Often times I have clients that start a private label program, and then look to hire someone to fill the role. This is not as easy of a task as you might think. There are a variety of skills you need to be efficient when developing products. It’s a position that takes both analytical skills and creative skills. Typically, people lean one way or another. There are degrees of involvement for each product you are working on. Some projects are ground-up productions where every detail needs to be attended to, and other projects are just aesthetics and branding.
It’s Not That Easy
Over the years I have had the opportunity to develop a lot of products for the motorcycle industry. It is usually one of the more fulfilling parts of the job, but it can also be one of the most frustrating. The frustration comes from people that have never really developed a product and their ability to think that it is a “fun” and “cool” job. Developing products for clients is one of the more enjoyable parts of the job, yes, but it not as easy as people tend to think. Imagine a highway filled with huge potholes and you are travelling at 80 MPH. If you don’t know where those potholes are, you are going to hit one, and when you do it is going to cost you and your client. Developing the product is a small part of the task. First you need to be creative enough to come up with a product that is unique. You need to negotiate tooling and you need to have a trustworthy source to produce the product. You need to know the manufacturing capabilities and understand the processes used to make a variety of products. You need to know how to engineer the product so it won’t fail. You need to know how to create the packaging and what the branding guidelines are. You need to understand what the steps are to legally protect the product. What are the required warnings and notifications that need to be on the packaging? What information do you need to maintain records on? You need to know how to do the pricing analysis. Who are you competing against? How does this effect the products in your current assortment? What are the risks and what do you need to do to avoid those risks? Is the product going to sell when it is completed? What is the best way to get it into the market? Can you effectively communicate the benefits of your product vs everything else that is on the market?… and it goes on and on….
Going After the Wrong Candidates
I remember working for a company and I had a team member that had been working at that company for a long time. This employee was good at their job and they had sufficient experience in that job to identify and avoid some of those potholes I previously mentioned. After some terrible decisions at the top level, they decided to leave the company. When I heard the news, I remember trying to explain to my boss what an issue this was. My boss (who will remain nameless because I actually like the guy) told me that everything was going to be fine. “We are going to hire an MBA for that position.” I didn’t know how to respond….speechless.
I have nothing against education, but companies need someone that understands the industry we serve. I have hired literally hundreds of people over the years and every single time we hired someone solely based on education, it was a complete failure. The two main contributing factors for the failure was the person did not know our customer or the culture, and they felt like they were entitled to have everything done for them because they had a degree. If you are going to hire someone, make sure they participate in the activity you serve. Would you hire an auto mechanic to do your heart surgery? Then why are you hiring a person that has never even ridden a motorcycle to develop your motorcycle products? Sounds crazy, but there are numerous examples of this in the industry today.

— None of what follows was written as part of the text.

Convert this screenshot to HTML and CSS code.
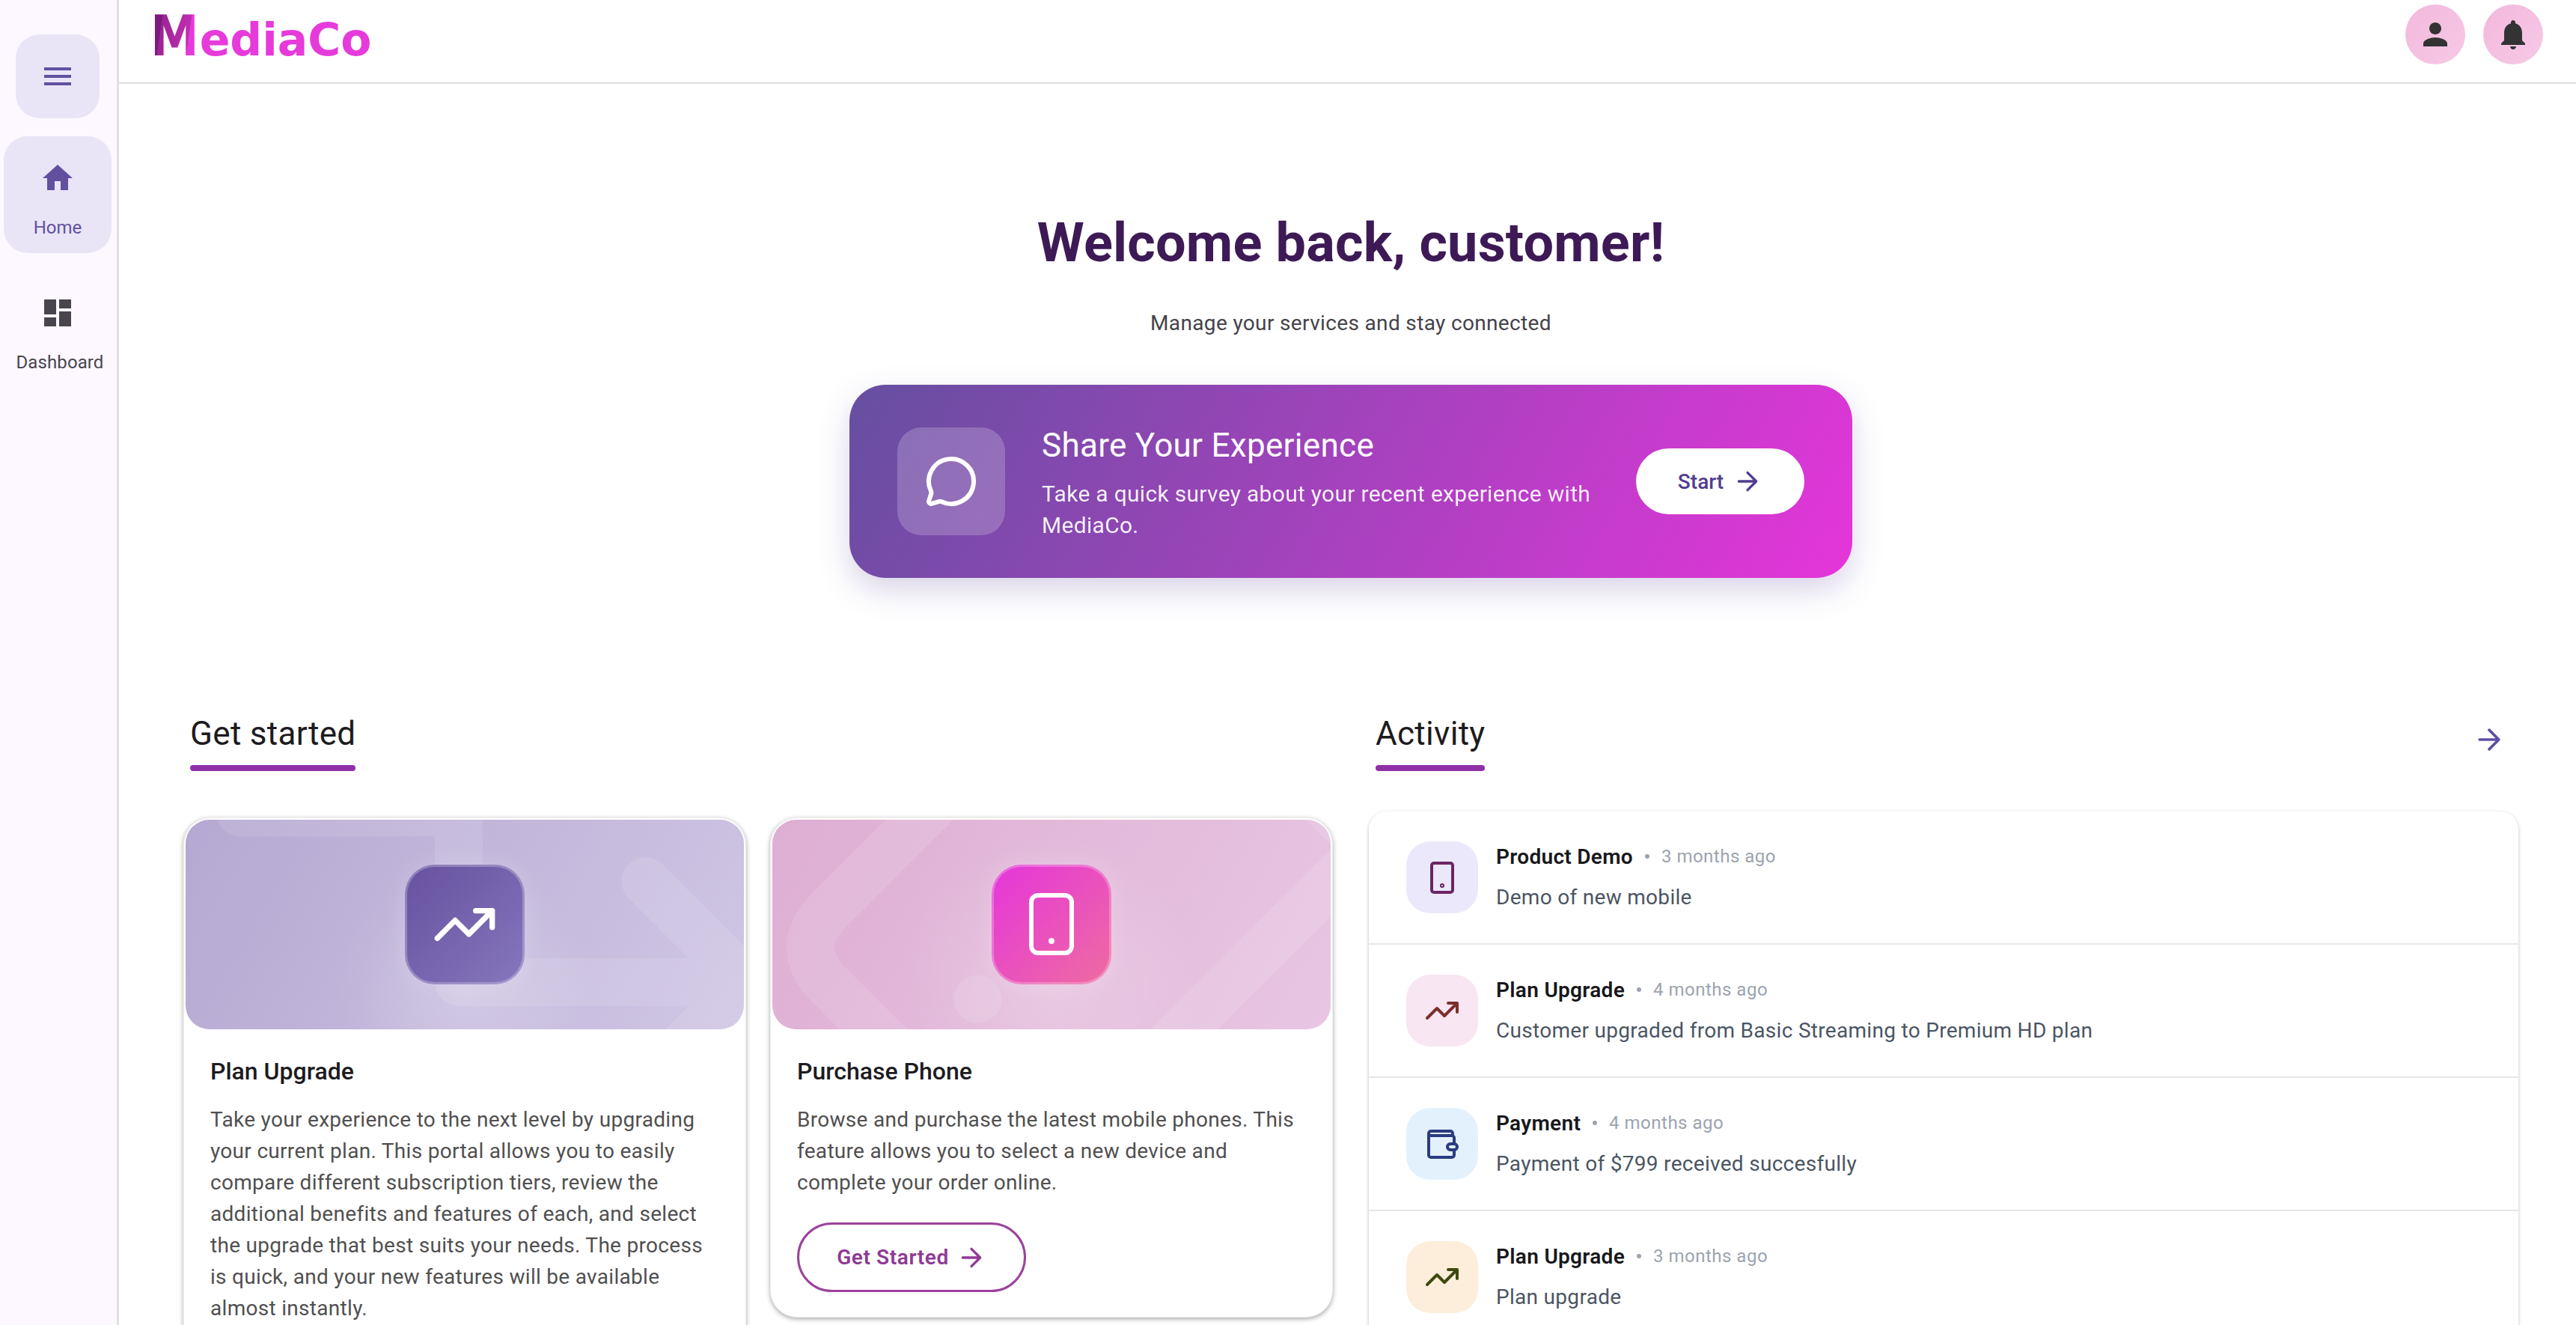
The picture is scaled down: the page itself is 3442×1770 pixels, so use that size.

Innovation rarely comes from spectators. Innovation comes from people participating in the activity.
The best products solve a problem. Simply put, you cannot find those problems if you are not participating in the activity. If you want to hire someone to develop hiking products, hire someone that loves to go hiking! It’s not very likely that a professional bowler is going to develop the newest hiking product. Typically, the pro bowler is going to develop a new bowling ball, or bowling bag, wrist brace, or whatever.
Knowing this, I tend to recognize issues I have when I am using products while enjoying what I love.
One of the items I created in the past was a simple tie-down with a carabiner on one end for KTM. We used to ride in some areas where just getting there was part of the adventure. All of the tie-downs in those days had hooks, and when you have 3 bikes in the back of your truck and you are driving through ditches and over logs, those hooks would pop-off the mounts. This only happened a few times before I decided there had to be a better way. So, I developed the first tie-down with a carabiner. KTM sold (and is still selling) tons of these. Since then, the product has been copied numerous times. We never patented the idea, but I probably should have. The point is, I would have never recognized the need if I wasn’t participating in the activity.
Make sure you hiring the right person for the job. If you can take the time to find someone that has education, experience, and participates in the activity your company serves, you are going to see good results. Participation is just as important as education in this industry. It’s a must have.